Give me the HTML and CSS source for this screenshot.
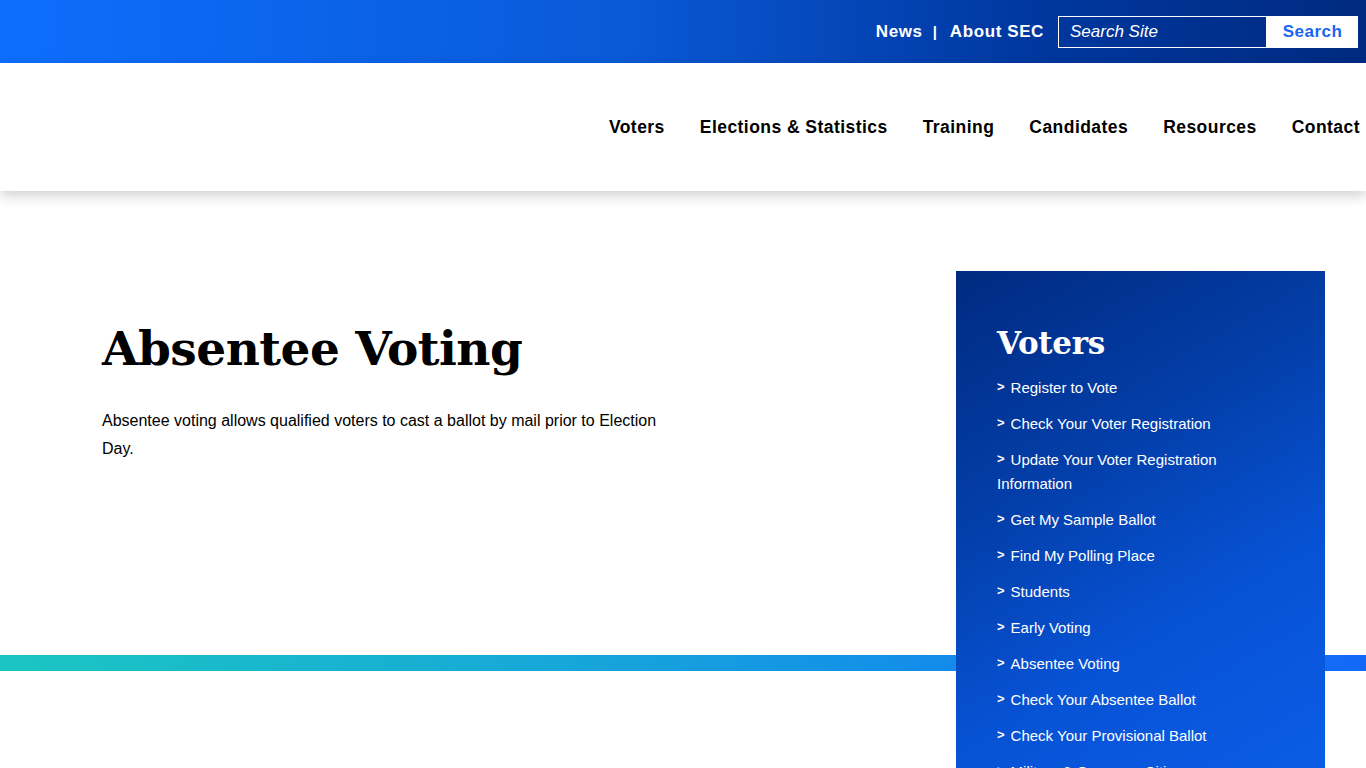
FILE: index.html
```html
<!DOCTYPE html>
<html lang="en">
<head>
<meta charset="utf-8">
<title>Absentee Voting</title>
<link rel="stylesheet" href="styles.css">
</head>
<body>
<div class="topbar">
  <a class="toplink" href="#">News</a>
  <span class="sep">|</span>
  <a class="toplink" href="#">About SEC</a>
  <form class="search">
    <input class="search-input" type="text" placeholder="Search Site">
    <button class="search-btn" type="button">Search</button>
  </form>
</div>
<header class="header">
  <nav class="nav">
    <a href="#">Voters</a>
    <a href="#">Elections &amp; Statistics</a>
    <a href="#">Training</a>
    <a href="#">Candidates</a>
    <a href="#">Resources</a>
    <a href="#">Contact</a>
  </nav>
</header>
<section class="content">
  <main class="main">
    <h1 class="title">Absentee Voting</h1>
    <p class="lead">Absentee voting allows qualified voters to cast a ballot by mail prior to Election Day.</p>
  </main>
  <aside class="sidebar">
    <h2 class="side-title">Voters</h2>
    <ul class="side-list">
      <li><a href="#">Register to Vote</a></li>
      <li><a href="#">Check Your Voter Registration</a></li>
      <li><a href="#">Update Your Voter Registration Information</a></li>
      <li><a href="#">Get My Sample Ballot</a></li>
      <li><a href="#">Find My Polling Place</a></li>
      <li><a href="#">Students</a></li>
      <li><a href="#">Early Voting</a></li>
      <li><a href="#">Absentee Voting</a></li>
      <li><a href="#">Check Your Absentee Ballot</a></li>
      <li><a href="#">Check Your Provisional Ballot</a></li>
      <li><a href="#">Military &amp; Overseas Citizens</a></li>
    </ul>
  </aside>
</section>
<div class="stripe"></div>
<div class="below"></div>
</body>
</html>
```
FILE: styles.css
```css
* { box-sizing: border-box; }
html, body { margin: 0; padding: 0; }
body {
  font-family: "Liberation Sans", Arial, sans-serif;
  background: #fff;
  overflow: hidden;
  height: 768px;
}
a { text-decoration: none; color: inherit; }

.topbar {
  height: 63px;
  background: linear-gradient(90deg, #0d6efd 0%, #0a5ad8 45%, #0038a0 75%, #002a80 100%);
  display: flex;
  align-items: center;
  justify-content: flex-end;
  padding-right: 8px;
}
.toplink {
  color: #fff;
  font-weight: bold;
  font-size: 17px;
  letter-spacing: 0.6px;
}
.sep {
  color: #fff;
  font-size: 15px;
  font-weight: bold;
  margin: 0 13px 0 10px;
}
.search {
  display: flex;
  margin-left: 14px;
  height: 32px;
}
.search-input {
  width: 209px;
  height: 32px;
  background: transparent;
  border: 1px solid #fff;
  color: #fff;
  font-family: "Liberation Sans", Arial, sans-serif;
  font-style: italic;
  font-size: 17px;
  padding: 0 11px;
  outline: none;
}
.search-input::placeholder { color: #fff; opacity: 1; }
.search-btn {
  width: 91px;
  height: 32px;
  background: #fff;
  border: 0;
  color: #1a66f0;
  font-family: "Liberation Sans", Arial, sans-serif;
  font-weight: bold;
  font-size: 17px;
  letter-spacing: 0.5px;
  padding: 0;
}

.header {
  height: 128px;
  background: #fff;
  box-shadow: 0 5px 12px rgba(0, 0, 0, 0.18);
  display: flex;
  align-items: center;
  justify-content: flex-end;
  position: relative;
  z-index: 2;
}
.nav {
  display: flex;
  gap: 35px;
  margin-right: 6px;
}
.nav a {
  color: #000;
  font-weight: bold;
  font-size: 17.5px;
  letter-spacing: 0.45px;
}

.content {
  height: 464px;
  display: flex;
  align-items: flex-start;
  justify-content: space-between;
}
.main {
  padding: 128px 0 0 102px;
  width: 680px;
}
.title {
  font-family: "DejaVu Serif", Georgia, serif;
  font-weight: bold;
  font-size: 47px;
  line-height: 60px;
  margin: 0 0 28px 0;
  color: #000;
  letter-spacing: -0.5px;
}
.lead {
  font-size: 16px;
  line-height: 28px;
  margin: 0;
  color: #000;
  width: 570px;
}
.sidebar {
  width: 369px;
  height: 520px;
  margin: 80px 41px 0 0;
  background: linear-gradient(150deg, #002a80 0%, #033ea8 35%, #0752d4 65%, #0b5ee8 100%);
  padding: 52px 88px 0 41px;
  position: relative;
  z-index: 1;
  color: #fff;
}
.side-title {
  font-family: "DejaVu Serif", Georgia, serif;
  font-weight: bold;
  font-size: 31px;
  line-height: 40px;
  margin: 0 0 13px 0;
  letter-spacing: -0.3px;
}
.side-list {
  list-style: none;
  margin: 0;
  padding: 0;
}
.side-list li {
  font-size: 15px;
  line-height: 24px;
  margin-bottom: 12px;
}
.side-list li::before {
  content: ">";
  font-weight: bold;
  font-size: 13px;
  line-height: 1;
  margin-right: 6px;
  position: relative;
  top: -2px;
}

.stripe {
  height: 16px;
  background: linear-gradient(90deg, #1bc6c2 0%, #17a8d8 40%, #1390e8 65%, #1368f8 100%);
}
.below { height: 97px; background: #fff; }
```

====

» **What is required**: Omit every picture, then repeat the remaining data exactly as it appears above.

» **Response to this exercise**:
Give me the HTML and CSS source for this screenshot.
FILE: index.html
```html
<!DOCTYPE html>
<html lang="en">
<head>
<meta charset="utf-8">
<title>Absentee Voting</title>
<link rel="stylesheet" href="styles.css">
</head>
<body>
<div class="topbar">
  <a class="toplink" href="#">News</a>
  <span class="sep">|</span>
  <a class="toplink" href="#">About SEC</a>
  <form class="search">
    <input class="search-input" type="text" placeholder="Search Site">
    <button class="search-btn" type="button">Search</button>
  </form>
</div>
<header class="header">
  <nav class="nav">
    <a href="#">Voters</a>
    <a href="#">Elections &amp; Statistics</a>
    <a href="#">Training</a>
    <a href="#">Candidates</a>
    <a href="#">Resources</a>
    <a href="#">Contact</a>
  </nav>
</header>
<section class="content">
  <main class="main">
    <h1 class="title">Absentee Voting</h1>
    <p class="lead">Absentee voting allows qualified voters to cast a ballot by mail prior to Election Day.</p>
  </main>
  <aside class="sidebar">
    <h2 class="side-title">Voters</h2>
    <ul class="side-list">
      <li><a href="#">Register to Vote</a></li>
      <li><a href="#">Check Your Voter Registration</a></li>
      <li><a href="#">Update Your Voter Registration Information</a></li>
      <li><a href="#">Get My Sample Ballot</a></li>
      <li><a href="#">Find My Polling Place</a></li>
      <li><a href="#">Students</a></li>
      <li><a href="#">Early Voting</a></li>
      <li><a href="#">Absentee Voting</a></li>
      <li><a href="#">Check Your Absentee Ballot</a></li>
      <li><a href="#">Check Your Provisional Ballot</a></li>
      <li><a href="#">Military &amp; Overseas Citizens</a></li>
    </ul>
  </aside>
</section>
<div class="stripe"></div>
<div class="below"></div>
</body>
</html>
```
FILE: styles.css
```css
* { box-sizing: border-box; }
html, body { margin: 0; padding: 0; }
body {
  font-family: "Liberation Sans", Arial, sans-serif;
  background: #fff;
  overflow: hidden;
  height: 768px;
}
a { text-decoration: none; color: inherit; }

.topbar {
  height: 63px;
  background: linear-gradient(90deg, #0d6efd 0%, #0a5ad8 45%, #0038a0 75%, #002a80 100%);
  display: flex;
  align-items: center;
  justify-content: flex-end;
  padding-right: 8px;
}
.toplink {
  color: #fff;
  font-weight: bold;
  font-size: 17px;
  letter-spacing: 0.6px;
}
.sep {
  color: #fff;
  font-size: 15px;
  font-weight: bold;
  margin: 0 13px 0 10px;
}
.search {
  display: flex;
  margin-left: 14px;
  height: 32px;
}
.search-input {
  width: 209px;
  height: 32px;
  background: transparent;
  border: 1px solid #fff;
  color: #fff;
  font-family: "Liberation Sans", Arial, sans-serif;
  font-style: italic;
  font-size: 17px;
  padding: 0 11px;
  outline: none;
}
.search-input::placeholder { color: #fff; opacity: 1; }
.search-btn {
  width: 91px;
  height: 32px;
  background: #fff;
  border: 0;
  color: #1a66f0;
  font-family: "Liberation Sans", Arial, sans-serif;
  font-weight: bold;
  font-size: 17px;
  letter-spacing: 0.5px;
  padding: 0;
}

.header {
  height: 128px;
  background: #fff;
  box-shadow: 0 5px 12px rgba(0, 0, 0, 0.18);
  display: flex;
  align-items: center;
  justify-content: flex-end;
  position: relative;
  z-index: 2;
}
.nav {
  display: flex;
  gap: 35px;
  margin-right: 6px;
}
.nav a {
  color: #000;
  font-weight: bold;
  font-size: 17.5px;
  letter-spacing: 0.45px;
}

.content {
  height: 464px;
  display: flex;
  align-items: flex-start;
  justify-content: space-between;
}
.main {
  padding: 128px 0 0 102px;
  width: 680px;
}
.title {
  font-family: "DejaVu Serif", Georgia, serif;
  font-weight: bold;
  font-size: 47px;
  line-height: 60px;
  margin: 0 0 28px 0;
  color: #000;
  letter-spacing: -0.5px;
}
.lead {
  font-size: 16px;
  line-height: 28px;
  margin: 0;
  color: #000;
  width: 570px;
}
.sidebar {
  width: 369px;
  height: 520px;
  margin: 80px 41px 0 0;
  background: linear-gradient(150deg, #002a80 0%, #033ea8 35%, #0752d4 65%, #0b5ee8 100%);
  padding: 52px 88px 0 41px;
  position: relative;
  z-index: 1;
  color: #fff;
}
.side-title {
  font-family: "DejaVu Serif", Georgia, serif;
  font-weight: bold;
  font-size: 31px;
  line-height: 40px;
  margin: 0 0 13px 0;
  letter-spacing: -0.3px;
}
.side-list {
  list-style: none;
  margin: 0;
  padding: 0;
}
.side-list li {
  font-size: 15px;
  line-height: 24px;
  margin-bottom: 12px;
}
.side-list li::before {
  content: ">";
  font-weight: bold;
  font-size: 13px;
  line-height: 1;
  margin-right: 6px;
  position: relative;
  top: -2px;
}

.stripe {
  height: 16px;
  background: linear-gradient(90deg, #1bc6c2 0%, #17a8d8 40%, #1390e8 65%, #1368f8 100%);
}
.below { height: 97px; background: #fff; }
```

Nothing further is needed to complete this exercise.